● **PROBLEM DETAILS**
Reproduce all of the data below without alteration; exclude every picture.

::::::::

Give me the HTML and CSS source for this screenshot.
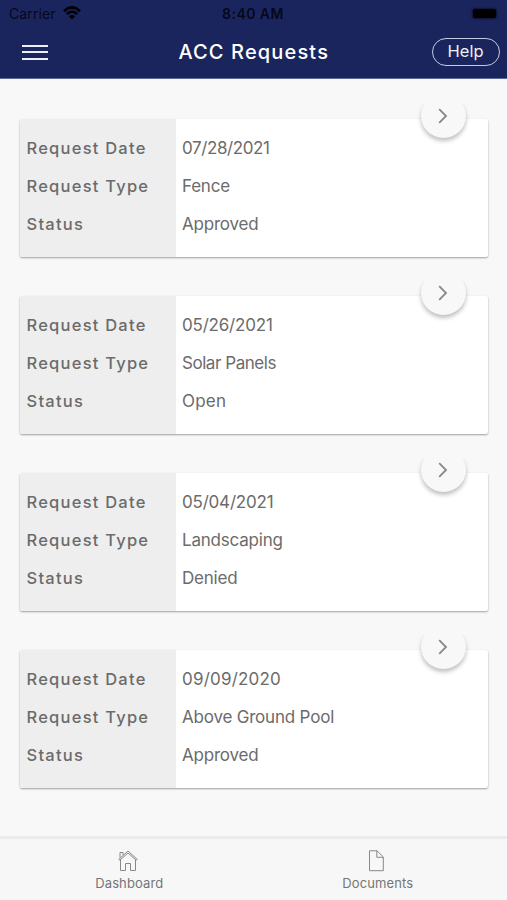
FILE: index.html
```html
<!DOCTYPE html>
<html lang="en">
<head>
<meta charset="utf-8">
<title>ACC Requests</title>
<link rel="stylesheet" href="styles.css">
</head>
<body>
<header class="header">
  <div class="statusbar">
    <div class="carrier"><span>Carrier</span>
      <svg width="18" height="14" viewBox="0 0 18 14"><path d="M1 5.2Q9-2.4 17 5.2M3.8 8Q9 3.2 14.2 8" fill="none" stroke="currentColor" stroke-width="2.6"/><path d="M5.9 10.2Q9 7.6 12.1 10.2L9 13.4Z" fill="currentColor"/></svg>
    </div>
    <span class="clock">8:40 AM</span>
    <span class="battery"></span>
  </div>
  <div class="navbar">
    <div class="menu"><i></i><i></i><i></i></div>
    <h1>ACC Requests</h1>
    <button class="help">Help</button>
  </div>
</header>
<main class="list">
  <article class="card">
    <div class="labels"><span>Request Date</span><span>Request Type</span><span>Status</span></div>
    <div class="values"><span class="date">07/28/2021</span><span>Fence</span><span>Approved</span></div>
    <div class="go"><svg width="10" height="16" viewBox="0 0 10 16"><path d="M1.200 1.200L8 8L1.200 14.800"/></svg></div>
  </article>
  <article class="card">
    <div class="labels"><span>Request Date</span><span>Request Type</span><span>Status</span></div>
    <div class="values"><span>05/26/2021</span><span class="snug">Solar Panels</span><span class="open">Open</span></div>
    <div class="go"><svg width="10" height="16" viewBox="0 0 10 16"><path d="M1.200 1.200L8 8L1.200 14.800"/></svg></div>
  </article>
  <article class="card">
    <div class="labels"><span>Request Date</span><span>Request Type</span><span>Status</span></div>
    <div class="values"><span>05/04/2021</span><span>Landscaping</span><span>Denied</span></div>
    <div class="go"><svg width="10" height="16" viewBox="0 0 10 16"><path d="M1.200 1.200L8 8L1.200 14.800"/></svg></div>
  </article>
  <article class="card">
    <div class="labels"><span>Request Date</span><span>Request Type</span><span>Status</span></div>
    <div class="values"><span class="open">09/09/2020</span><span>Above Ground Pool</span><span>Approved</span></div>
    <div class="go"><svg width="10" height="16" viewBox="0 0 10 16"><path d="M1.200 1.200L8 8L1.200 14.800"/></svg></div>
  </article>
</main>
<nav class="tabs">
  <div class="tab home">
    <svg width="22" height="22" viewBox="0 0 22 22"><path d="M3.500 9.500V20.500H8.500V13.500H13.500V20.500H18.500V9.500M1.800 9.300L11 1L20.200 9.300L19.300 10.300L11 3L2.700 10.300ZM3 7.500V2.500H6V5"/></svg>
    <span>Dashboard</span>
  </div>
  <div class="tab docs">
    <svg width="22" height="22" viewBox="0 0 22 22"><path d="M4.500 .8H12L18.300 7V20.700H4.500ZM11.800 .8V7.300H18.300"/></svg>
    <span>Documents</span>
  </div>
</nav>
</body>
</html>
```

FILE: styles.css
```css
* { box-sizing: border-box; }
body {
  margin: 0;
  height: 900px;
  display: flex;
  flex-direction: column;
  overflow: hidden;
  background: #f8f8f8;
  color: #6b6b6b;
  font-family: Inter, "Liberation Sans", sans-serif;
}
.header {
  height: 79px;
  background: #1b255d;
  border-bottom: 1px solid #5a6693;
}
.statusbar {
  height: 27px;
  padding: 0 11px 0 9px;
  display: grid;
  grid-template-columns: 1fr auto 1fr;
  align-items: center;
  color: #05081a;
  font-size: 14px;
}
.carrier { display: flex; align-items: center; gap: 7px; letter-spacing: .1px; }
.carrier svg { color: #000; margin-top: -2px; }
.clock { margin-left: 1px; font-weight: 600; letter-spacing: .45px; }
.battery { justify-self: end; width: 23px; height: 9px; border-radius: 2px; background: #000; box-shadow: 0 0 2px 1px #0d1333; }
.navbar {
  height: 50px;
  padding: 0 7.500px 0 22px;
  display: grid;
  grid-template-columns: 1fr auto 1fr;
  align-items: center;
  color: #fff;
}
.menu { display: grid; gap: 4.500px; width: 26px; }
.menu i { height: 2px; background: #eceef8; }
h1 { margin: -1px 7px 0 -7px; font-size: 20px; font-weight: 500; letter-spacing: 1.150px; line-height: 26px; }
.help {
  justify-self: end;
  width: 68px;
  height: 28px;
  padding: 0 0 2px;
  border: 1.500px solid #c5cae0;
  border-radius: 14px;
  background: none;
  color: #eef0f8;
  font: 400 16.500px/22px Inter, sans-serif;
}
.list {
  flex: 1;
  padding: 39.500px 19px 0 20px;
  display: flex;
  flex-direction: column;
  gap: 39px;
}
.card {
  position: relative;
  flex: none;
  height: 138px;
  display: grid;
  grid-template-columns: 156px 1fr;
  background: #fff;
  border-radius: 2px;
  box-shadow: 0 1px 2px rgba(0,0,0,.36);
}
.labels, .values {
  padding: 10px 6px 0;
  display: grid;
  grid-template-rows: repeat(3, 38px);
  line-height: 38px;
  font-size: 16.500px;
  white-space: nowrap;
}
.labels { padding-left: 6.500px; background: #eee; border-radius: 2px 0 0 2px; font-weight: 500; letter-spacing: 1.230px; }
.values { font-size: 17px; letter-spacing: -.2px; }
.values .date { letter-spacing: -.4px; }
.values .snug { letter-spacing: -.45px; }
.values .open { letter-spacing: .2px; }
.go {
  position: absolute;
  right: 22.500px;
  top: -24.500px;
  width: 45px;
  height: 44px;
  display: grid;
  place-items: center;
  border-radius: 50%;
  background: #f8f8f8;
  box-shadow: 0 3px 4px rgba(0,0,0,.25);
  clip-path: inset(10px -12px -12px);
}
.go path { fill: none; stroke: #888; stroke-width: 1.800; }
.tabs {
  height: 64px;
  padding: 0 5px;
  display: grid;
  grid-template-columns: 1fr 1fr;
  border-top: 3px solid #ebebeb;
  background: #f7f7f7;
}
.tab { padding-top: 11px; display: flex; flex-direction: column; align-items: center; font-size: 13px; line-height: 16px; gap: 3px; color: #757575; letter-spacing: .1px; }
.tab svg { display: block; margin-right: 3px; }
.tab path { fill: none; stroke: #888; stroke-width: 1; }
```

::::::::

● **ANSWER TO THE TASK**
Give me the HTML and CSS source for this screenshot.
FILE: index.html
```html
<!DOCTYPE html>
<html lang="en">
<head>
<meta charset="utf-8">
<title>ACC Requests</title>
<link rel="stylesheet" href="styles.css">
</head>
<body>
<header class="header">
  <div class="statusbar">
    <div class="carrier"><span>Carrier</span>
      <svg width="18" height="14" viewBox="0 0 18 14"><path d="M1 5.2Q9-2.4 17 5.2M3.8 8Q9 3.2 14.2 8" fill="none" stroke="currentColor" stroke-width="2.6"/><path d="M5.9 10.2Q9 7.6 12.1 10.2L9 13.4Z" fill="currentColor"/></svg>
    </div>
    <span class="clock">8:40 AM</span>
    <span class="battery"></span>
  </div>
  <div class="navbar">
    <div class="menu"><i></i><i></i><i></i></div>
    <h1>ACC Requests</h1>
    <button class="help">Help</button>
  </div>
</header>
<main class="list">
  <article class="card">
    <div class="labels"><span>Request Date</span><span>Request Type</span><span>Status</span></div>
    <div class="values"><span class="date">07/28/2021</span><span>Fence</span><span>Approved</span></div>
    <div class="go"><svg width="10" height="16" viewBox="0 0 10 16"><path d="M1.200 1.200L8 8L1.200 14.800"/></svg></div>
  </article>
  <article class="card">
    <div class="labels"><span>Request Date</span><span>Request Type</span><span>Status</span></div>
    <div class="values"><span>05/26/2021</span><span class="snug">Solar Panels</span><span class="open">Open</span></div>
    <div class="go"><svg width="10" height="16" viewBox="0 0 10 16"><path d="M1.200 1.200L8 8L1.200 14.800"/></svg></div>
  </article>
  <article class="card">
    <div class="labels"><span>Request Date</span><span>Request Type</span><span>Status</span></div>
    <div class="values"><span>05/04/2021</span><span>Landscaping</span><span>Denied</span></div>
    <div class="go"><svg width="10" height="16" viewBox="0 0 10 16"><path d="M1.200 1.200L8 8L1.200 14.800"/></svg></div>
  </article>
  <article class="card">
    <div class="labels"><span>Request Date</span><span>Request Type</span><span>Status</span></div>
    <div class="values"><span class="open">09/09/2020</span><span>Above Ground Pool</span><span>Approved</span></div>
    <div class="go"><svg width="10" height="16" viewBox="0 0 10 16"><path d="M1.200 1.200L8 8L1.200 14.800"/></svg></div>
  </article>
</main>
<nav class="tabs">
  <div class="tab home">
    <svg width="22" height="22" viewBox="0 0 22 22"><path d="M3.500 9.500V20.500H8.500V13.500H13.500V20.500H18.500V9.500M1.800 9.300L11 1L20.200 9.300L19.300 10.300L11 3L2.700 10.300ZM3 7.500V2.500H6V5"/></svg>
    <span>Dashboard</span>
  </div>
  <div class="tab docs">
    <svg width="22" height="22" viewBox="0 0 22 22"><path d="M4.500 .8H12L18.300 7V20.700H4.500ZM11.800 .8V7.300H18.300"/></svg>
    <span>Documents</span>
  </div>
</nav>
</body>
</html>
```

FILE: styles.css
```css
* { box-sizing: border-box; }
body {
  margin: 0;
  height: 900px;
  display: flex;
  flex-direction: column;
  overflow: hidden;
  background: #f8f8f8;
  color: #6b6b6b;
  font-family: Inter, "Liberation Sans", sans-serif;
}
.header {
  height: 79px;
  background: #1b255d;
  border-bottom: 1px solid #5a6693;
}
.statusbar {
  height: 27px;
  padding: 0 11px 0 9px;
  display: grid;
  grid-template-columns: 1fr auto 1fr;
  align-items: center;
  color: #05081a;
  font-size: 14px;
}
.carrier { display: flex; align-items: center; gap: 7px; letter-spacing: .1px; }
.carrier svg { color: #000; margin-top: -2px; }
.clock { margin-left: 1px; font-weight: 600; letter-spacing: .45px; }
.battery { justify-self: end; width: 23px; height: 9px; border-radius: 2px; background: #000; box-shadow: 0 0 2px 1px #0d1333; }
.navbar {
  height: 50px;
  padding: 0 7.500px 0 22px;
  display: grid;
  grid-template-columns: 1fr auto 1fr;
  align-items: center;
  color: #fff;
}
.menu { display: grid; gap: 4.500px; width: 26px; }
.menu i { height: 2px; background: #eceef8; }
h1 { margin: -1px 7px 0 -7px; font-size: 20px; font-weight: 500; letter-spacing: 1.150px; line-height: 26px; }
.help {
  justify-self: end;
  width: 68px;
  height: 28px;
  padding: 0 0 2px;
  border: 1.500px solid #c5cae0;
  border-radius: 14px;
  background: none;
  color: #eef0f8;
  font: 400 16.500px/22px Inter, sans-serif;
}
.list {
  flex: 1;
  padding: 39.500px 19px 0 20px;
  display: flex;
  flex-direction: column;
  gap: 39px;
}
.card {
  position: relative;
  flex: none;
  height: 138px;
  display: grid;
  grid-template-columns: 156px 1fr;
  background: #fff;
  border-radius: 2px;
  box-shadow: 0 1px 2px rgba(0,0,0,.36);
}
.labels, .values {
  padding: 10px 6px 0;
  display: grid;
  grid-template-rows: repeat(3, 38px);
  line-height: 38px;
  font-size: 16.500px;
  white-space: nowrap;
}
.labels { padding-left: 6.500px; background: #eee; border-radius: 2px 0 0 2px; font-weight: 500; letter-spacing: 1.230px; }
.values { font-size: 17px; letter-spacing: -.2px; }
.values .date { letter-spacing: -.4px; }
.values .snug { letter-spacing: -.45px; }
.values .open { letter-spacing: .2px; }
.go {
  position: absolute;
  right: 22.500px;
  top: -24.500px;
  width: 45px;
  height: 44px;
  display: grid;
  place-items: center;
  border-radius: 50%;
  background: #f8f8f8;
  box-shadow: 0 3px 4px rgba(0,0,0,.25);
  clip-path: inset(10px -12px -12px);
}
.go path { fill: none; stroke: #888; stroke-width: 1.800; }
.tabs {
  height: 64px;
  padding: 0 5px;
  display: grid;
  grid-template-columns: 1fr 1fr;
  border-top: 3px solid #ebebeb;
  background: #f7f7f7;
}
.tab { padding-top: 11px; display: flex; flex-direction: column; align-items: center; font-size: 13px; line-height: 16px; gap: 3px; color: #757575; letter-spacing: .1px; }
.tab svg { display: block; margin-right: 3px; }
.tab path { fill: none; stroke: #888; stroke-width: 1; }
```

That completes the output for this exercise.